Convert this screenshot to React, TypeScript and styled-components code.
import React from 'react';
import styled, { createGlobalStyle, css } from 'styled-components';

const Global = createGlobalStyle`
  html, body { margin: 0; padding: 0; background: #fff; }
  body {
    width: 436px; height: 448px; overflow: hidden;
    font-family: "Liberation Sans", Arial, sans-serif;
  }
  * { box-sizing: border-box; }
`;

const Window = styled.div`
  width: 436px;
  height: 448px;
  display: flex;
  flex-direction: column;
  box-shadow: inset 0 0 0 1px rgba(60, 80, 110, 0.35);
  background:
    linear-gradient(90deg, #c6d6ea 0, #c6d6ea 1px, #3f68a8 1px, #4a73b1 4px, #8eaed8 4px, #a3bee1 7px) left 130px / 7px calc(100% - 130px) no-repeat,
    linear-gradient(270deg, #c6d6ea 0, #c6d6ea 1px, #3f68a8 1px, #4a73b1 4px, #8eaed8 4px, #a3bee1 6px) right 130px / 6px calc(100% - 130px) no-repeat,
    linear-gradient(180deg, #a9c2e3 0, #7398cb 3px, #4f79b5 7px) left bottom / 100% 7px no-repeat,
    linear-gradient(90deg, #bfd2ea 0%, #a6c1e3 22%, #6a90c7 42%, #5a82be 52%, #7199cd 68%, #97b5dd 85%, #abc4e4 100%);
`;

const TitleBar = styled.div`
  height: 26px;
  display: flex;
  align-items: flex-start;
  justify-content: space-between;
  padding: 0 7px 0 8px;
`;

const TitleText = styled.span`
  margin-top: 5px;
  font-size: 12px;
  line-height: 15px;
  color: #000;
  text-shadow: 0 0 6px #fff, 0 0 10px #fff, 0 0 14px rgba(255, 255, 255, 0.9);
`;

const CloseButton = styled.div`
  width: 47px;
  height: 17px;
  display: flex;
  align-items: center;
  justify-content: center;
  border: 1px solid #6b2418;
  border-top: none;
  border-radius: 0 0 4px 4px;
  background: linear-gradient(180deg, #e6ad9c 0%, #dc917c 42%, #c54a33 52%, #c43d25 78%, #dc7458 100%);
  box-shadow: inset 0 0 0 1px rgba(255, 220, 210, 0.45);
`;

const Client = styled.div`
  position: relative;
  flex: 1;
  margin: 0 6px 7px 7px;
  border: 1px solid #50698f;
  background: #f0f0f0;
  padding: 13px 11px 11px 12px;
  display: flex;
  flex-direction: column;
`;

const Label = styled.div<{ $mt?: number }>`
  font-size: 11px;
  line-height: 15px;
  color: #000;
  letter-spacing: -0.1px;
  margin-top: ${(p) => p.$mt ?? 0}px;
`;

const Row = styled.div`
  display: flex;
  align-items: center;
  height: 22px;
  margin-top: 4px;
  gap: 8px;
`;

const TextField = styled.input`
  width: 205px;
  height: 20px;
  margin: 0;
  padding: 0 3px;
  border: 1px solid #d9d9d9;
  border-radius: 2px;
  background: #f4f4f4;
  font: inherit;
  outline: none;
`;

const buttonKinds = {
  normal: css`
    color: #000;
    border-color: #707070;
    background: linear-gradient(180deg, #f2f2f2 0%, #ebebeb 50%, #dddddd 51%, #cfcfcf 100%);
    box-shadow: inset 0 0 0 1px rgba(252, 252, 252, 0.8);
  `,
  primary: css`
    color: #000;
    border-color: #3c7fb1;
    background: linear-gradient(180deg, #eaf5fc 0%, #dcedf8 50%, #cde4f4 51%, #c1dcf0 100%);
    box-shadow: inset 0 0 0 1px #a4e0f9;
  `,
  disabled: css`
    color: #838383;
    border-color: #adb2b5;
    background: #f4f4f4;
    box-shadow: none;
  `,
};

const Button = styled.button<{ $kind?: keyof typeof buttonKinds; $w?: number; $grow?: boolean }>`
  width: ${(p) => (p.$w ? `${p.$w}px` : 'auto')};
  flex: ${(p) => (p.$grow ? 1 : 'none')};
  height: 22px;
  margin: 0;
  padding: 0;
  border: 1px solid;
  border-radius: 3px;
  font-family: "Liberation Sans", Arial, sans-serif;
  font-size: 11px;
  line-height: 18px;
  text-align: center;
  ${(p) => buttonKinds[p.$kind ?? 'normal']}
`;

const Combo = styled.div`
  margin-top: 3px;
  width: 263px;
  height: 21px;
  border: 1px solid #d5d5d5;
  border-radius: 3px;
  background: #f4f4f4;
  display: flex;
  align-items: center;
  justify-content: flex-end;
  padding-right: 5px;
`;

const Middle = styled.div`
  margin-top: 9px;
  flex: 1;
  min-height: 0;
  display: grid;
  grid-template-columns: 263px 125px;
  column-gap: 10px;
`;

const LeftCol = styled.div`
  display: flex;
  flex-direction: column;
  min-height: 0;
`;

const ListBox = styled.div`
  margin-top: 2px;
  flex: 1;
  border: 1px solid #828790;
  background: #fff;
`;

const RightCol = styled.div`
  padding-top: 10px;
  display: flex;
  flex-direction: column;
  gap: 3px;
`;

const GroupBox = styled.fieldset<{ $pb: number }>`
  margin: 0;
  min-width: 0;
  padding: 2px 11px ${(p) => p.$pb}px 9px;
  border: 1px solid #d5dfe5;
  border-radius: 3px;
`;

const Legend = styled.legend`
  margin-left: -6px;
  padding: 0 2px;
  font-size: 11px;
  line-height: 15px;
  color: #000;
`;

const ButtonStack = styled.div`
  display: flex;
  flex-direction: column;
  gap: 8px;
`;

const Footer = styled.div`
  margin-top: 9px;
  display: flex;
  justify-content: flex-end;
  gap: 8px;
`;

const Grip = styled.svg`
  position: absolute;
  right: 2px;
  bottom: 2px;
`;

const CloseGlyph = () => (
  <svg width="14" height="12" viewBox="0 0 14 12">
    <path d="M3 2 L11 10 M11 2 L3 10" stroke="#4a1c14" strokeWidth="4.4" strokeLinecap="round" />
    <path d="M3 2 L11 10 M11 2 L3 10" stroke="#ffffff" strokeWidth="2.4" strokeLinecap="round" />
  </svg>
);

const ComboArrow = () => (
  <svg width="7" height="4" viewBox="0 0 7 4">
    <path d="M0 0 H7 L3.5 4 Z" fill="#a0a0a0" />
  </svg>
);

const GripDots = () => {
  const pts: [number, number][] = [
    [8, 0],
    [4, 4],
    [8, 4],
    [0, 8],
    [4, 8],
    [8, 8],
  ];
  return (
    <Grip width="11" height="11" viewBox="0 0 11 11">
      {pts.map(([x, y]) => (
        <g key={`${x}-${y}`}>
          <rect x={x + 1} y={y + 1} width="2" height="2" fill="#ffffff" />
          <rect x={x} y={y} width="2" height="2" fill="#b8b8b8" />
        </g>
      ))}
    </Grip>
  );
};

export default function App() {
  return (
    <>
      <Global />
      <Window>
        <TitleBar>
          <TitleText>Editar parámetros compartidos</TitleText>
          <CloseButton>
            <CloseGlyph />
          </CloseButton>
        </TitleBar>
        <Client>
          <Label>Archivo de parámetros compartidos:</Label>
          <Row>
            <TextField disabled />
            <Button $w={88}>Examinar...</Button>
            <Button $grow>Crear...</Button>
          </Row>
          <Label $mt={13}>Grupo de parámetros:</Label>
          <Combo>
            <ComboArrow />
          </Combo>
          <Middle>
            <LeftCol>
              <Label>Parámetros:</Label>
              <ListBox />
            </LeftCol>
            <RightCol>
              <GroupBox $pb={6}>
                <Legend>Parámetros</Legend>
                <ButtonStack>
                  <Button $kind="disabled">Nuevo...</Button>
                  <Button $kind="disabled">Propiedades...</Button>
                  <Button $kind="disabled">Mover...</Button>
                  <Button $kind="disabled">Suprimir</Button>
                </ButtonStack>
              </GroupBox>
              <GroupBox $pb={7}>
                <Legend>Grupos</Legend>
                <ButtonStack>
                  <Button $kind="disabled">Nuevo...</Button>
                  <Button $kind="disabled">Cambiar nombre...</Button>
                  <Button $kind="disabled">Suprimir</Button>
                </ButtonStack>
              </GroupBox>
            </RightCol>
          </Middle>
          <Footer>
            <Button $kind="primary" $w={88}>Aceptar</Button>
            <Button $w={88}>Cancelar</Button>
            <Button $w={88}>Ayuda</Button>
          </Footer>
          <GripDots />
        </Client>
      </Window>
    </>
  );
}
=-=-=-=-=
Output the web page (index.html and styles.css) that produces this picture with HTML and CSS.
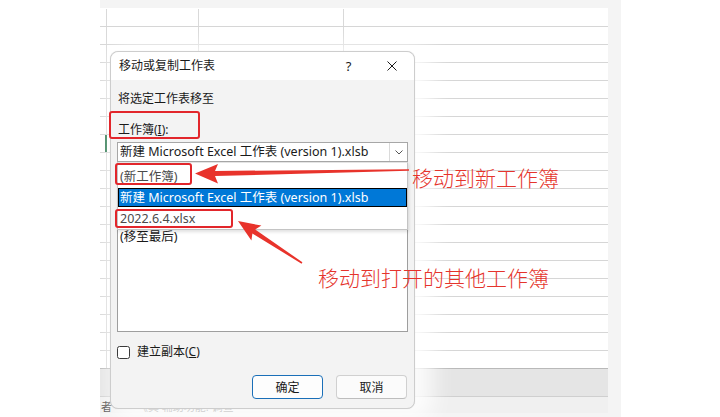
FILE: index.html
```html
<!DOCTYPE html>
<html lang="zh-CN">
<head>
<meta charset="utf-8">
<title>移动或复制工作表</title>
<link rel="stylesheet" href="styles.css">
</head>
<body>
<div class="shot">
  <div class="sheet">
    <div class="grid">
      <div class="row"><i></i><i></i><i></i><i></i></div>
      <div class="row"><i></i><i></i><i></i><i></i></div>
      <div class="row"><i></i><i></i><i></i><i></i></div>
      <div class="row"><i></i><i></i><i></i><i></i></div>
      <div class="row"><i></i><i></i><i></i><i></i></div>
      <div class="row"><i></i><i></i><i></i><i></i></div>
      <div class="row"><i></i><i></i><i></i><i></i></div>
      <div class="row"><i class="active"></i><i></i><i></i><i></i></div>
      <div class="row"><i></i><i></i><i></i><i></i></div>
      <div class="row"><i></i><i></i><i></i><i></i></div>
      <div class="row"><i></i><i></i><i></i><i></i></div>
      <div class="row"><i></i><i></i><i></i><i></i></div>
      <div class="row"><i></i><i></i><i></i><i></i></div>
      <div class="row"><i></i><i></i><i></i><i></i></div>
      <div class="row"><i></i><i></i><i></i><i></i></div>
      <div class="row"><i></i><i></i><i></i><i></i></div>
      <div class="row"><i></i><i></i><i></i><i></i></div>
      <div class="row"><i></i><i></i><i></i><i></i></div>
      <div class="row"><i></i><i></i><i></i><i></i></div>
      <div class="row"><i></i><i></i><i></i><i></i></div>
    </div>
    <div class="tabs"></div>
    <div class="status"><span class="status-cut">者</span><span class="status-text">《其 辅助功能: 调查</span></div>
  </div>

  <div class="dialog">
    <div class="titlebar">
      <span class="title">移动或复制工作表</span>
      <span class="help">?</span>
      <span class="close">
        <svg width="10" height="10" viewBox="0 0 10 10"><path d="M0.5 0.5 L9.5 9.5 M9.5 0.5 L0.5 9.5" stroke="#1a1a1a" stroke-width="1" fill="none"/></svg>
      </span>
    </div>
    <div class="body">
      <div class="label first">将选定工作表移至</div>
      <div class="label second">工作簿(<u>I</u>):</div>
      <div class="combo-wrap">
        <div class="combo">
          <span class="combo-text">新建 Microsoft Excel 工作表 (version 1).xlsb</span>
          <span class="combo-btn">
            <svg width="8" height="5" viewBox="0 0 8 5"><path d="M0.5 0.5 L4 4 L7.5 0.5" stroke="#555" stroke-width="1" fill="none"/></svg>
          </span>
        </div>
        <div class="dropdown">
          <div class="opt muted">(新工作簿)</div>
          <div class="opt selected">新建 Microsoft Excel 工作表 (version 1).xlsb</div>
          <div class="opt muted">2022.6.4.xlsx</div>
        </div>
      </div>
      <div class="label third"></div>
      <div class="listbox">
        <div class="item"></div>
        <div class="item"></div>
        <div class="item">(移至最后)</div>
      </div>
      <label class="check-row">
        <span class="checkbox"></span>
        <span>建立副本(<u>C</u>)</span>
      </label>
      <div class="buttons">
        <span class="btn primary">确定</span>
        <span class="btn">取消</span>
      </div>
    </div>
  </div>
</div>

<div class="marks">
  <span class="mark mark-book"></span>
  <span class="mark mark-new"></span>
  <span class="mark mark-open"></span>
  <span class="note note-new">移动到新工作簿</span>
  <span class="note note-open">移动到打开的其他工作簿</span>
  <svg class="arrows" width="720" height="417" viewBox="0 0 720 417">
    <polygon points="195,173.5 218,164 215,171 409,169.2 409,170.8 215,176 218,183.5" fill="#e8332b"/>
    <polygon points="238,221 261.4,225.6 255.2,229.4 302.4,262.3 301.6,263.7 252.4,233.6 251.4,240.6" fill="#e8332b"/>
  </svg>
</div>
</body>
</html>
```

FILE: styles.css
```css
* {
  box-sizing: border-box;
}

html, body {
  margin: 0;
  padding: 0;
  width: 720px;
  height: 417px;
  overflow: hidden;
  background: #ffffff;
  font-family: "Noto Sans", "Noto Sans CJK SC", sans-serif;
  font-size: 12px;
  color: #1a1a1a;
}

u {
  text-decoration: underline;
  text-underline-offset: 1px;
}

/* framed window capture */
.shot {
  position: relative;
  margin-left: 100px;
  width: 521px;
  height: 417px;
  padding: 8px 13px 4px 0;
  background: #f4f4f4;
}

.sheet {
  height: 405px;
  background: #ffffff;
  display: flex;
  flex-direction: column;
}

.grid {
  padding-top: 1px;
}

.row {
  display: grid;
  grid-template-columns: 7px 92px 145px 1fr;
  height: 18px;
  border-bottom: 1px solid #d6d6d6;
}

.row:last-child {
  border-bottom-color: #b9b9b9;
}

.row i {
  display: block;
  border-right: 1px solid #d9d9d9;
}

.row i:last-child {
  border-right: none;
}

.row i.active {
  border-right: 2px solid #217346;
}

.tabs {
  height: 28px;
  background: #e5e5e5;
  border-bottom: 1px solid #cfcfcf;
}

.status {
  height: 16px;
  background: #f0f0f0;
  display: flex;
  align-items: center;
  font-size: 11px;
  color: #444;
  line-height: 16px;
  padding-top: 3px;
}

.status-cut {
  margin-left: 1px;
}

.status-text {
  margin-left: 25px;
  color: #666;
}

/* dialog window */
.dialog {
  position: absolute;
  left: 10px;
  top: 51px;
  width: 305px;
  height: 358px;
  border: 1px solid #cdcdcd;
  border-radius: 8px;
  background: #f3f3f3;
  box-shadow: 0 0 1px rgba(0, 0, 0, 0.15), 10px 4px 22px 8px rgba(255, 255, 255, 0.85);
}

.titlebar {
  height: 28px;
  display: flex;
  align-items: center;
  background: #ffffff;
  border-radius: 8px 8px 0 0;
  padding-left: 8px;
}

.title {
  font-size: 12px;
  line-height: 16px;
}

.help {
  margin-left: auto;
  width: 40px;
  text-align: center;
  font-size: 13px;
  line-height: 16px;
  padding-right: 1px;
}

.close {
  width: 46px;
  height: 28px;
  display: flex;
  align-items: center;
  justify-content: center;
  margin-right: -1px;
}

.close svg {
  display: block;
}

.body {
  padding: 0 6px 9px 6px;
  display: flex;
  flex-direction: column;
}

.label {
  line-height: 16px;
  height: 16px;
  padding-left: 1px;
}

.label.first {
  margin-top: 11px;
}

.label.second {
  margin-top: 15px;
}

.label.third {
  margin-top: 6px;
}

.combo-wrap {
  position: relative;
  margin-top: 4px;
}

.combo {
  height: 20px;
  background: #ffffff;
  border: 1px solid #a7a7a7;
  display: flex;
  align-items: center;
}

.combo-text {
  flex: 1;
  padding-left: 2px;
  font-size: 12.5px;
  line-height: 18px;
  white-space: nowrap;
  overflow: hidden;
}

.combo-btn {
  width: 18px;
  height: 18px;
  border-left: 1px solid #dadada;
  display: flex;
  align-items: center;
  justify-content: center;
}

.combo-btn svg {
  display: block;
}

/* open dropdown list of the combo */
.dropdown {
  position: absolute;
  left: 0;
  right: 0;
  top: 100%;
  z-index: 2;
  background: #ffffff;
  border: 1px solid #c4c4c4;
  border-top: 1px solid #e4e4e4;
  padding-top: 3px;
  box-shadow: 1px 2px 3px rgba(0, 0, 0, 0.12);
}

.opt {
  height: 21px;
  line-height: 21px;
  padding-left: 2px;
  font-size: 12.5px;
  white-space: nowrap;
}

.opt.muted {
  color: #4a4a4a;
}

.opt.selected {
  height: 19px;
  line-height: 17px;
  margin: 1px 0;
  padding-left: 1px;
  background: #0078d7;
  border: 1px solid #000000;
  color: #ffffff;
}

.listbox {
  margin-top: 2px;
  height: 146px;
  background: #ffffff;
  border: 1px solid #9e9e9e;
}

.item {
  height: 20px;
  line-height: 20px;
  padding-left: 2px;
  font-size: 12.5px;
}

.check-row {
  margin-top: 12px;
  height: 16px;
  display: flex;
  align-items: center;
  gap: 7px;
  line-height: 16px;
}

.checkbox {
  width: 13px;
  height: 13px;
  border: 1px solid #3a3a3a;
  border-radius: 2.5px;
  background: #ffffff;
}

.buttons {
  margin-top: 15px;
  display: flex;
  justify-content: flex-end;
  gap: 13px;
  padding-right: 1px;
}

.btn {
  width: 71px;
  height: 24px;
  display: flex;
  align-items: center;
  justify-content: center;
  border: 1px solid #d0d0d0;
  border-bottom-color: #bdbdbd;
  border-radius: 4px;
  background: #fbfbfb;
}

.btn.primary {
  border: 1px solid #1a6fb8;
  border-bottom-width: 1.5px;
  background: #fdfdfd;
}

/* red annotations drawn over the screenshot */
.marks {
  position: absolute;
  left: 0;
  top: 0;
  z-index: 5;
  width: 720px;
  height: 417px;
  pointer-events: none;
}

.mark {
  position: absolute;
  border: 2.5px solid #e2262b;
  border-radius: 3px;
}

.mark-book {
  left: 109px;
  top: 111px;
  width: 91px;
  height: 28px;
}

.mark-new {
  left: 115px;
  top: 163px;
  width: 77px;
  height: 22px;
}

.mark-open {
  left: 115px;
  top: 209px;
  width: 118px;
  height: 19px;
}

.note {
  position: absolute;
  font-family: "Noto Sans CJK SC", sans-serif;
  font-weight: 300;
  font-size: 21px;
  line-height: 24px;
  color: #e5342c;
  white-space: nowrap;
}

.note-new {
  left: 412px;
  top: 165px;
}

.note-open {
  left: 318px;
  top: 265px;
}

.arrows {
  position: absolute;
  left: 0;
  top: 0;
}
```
=-=-=-=-=
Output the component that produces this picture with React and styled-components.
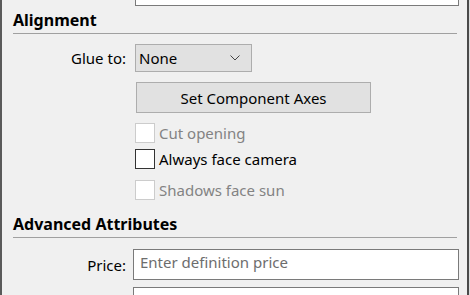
=-=-=-=-=
REQUEST | Which lines in the listing above hold the word "that"? Show each of them.

REPLY TO THE EXERCISE |
Output the web page (index.html and styles.css) that produces this picture with HTML and CSS.
Output the component that produces this picture with React and styled-components.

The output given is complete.